Somerset Heights is a suburb in north-eastern Hamilton in New Zealand, often known as Huntington, or Rototuna. The name Rototuna is also often used to include Grosvenor, Callum Brae, Huntington and St James. Somerset Heights forms part of Te Manatu census area.

In 2000 Somerset Heights Ltd got consent for 107 houses on 13.1 ha. Buchanan Place and Westbury Mews were named by Somerset Heights Joint Venture in 2002, using classical English names. A transmission line was taken down and replaced by a cable under Barrington Drive to allow Somerset Heights to be built.

The Thomas Homestead at 219 Gordonton Road was built in 1929 on 100 acre, part of which is now Somerset Heights.

The Rototuna Circular bus has provided a half hourly service through the area since 2018.

Waikato Waldorf school and Te Manatu Park are on the edge of Somerset Heights.
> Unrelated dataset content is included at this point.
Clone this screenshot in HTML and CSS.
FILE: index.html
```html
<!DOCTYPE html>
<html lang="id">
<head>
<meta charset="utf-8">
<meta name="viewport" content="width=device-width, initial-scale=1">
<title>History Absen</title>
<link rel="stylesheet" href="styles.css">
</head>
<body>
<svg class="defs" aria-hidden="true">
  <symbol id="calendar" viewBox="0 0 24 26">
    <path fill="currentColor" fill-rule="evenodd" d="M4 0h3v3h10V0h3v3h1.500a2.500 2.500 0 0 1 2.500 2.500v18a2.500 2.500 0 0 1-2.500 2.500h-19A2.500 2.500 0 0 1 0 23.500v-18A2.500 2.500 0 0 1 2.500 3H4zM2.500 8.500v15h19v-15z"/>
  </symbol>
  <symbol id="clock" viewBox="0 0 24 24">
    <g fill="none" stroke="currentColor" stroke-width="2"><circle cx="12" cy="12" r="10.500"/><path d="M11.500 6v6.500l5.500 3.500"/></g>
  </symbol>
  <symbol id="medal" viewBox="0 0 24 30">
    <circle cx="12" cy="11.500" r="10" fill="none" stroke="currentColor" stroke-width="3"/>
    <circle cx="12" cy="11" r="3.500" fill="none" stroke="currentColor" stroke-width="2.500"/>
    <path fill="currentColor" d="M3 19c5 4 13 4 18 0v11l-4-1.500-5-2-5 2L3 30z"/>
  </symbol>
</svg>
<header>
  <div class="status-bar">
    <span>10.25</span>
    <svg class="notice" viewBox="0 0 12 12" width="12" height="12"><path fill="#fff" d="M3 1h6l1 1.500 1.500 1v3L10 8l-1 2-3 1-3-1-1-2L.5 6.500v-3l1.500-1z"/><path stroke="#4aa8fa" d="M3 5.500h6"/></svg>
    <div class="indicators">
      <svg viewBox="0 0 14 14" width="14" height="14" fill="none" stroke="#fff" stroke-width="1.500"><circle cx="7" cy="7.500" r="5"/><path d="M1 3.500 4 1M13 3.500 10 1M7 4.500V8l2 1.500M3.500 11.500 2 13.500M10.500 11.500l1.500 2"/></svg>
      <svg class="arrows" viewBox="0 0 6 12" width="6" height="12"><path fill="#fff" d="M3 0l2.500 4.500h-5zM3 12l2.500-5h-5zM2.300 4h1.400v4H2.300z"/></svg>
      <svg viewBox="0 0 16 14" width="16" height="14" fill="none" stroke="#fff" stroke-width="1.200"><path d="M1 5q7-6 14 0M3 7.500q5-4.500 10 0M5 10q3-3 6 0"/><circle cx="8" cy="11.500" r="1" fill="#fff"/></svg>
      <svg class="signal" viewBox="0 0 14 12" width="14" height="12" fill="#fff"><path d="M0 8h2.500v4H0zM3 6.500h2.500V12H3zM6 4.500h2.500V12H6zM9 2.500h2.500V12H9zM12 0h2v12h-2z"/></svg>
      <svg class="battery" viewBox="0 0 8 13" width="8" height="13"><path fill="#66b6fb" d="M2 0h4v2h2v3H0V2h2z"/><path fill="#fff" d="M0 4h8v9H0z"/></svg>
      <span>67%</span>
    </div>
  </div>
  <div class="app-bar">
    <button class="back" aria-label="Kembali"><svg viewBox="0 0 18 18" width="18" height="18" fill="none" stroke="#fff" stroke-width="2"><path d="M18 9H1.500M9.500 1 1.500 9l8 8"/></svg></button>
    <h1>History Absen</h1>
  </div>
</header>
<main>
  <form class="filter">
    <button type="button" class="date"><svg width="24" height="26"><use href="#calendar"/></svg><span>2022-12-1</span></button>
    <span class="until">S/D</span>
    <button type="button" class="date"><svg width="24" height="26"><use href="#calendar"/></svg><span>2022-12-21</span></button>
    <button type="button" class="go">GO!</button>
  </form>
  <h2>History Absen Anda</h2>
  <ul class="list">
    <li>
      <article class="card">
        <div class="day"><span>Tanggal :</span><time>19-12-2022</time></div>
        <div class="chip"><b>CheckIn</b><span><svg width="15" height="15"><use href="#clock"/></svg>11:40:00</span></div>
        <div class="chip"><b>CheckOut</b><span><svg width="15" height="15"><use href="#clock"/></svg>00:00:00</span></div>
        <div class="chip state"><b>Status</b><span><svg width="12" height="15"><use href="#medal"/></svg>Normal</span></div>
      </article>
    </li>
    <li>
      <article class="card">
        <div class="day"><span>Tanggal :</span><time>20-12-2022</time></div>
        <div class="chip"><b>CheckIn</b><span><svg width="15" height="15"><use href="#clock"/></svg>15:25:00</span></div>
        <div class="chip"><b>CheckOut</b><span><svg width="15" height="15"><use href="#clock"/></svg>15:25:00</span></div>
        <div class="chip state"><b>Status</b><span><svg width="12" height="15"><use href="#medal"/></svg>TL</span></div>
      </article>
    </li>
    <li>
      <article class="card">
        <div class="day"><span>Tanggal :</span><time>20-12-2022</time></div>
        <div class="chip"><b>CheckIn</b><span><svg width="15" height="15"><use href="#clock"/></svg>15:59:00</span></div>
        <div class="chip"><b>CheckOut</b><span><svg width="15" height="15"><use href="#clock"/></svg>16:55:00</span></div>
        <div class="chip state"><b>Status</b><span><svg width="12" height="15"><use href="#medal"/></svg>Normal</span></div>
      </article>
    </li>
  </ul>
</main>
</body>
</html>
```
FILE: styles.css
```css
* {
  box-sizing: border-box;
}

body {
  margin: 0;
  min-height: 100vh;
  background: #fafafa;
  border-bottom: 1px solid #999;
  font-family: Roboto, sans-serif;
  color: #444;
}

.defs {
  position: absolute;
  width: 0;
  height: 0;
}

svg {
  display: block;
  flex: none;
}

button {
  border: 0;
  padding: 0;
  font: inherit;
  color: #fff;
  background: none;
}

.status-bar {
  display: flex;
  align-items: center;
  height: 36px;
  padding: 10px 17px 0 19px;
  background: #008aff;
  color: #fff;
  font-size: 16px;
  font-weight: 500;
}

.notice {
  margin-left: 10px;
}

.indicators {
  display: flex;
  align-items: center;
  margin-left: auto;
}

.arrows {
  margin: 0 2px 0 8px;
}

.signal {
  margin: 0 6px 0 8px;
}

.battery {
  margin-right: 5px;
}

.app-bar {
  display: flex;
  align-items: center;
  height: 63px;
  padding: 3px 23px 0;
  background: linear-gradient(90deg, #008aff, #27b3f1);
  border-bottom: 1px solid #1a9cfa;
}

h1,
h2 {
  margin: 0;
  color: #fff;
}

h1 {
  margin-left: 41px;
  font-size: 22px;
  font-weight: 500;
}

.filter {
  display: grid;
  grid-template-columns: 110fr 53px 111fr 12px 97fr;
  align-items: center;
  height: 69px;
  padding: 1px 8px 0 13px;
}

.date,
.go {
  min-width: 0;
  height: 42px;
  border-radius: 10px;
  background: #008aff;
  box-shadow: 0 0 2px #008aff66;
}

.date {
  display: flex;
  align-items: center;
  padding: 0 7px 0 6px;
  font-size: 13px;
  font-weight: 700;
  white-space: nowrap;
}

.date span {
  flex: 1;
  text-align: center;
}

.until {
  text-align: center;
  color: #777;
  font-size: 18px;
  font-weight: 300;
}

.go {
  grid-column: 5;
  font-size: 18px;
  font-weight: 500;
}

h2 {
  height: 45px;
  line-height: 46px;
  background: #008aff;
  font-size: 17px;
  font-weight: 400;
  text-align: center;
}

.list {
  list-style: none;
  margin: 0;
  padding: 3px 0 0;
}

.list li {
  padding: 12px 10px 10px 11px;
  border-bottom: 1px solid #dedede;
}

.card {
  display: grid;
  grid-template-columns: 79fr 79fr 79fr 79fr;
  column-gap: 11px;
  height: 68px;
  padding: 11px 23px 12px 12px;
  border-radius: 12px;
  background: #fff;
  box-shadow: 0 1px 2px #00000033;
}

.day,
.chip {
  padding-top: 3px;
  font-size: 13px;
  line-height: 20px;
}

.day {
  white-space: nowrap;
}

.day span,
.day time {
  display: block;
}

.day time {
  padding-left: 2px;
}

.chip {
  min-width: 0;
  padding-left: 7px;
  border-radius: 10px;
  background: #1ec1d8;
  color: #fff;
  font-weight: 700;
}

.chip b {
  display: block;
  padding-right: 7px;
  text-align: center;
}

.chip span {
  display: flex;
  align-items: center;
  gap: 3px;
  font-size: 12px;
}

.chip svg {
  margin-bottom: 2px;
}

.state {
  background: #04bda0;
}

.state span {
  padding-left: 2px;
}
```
Alligator weed was a problem in the Somerset Heights sediment pond, requiring it to be dredged in September 2005. Somerset Heights is at the head of Kirikiriroa gully, where cabbage trees, grey willow, hawthorn, Astelia grandis, whekiponga and ferns grow. The area covered wooded sites increased due to vegetation restoration, such as that around the pond.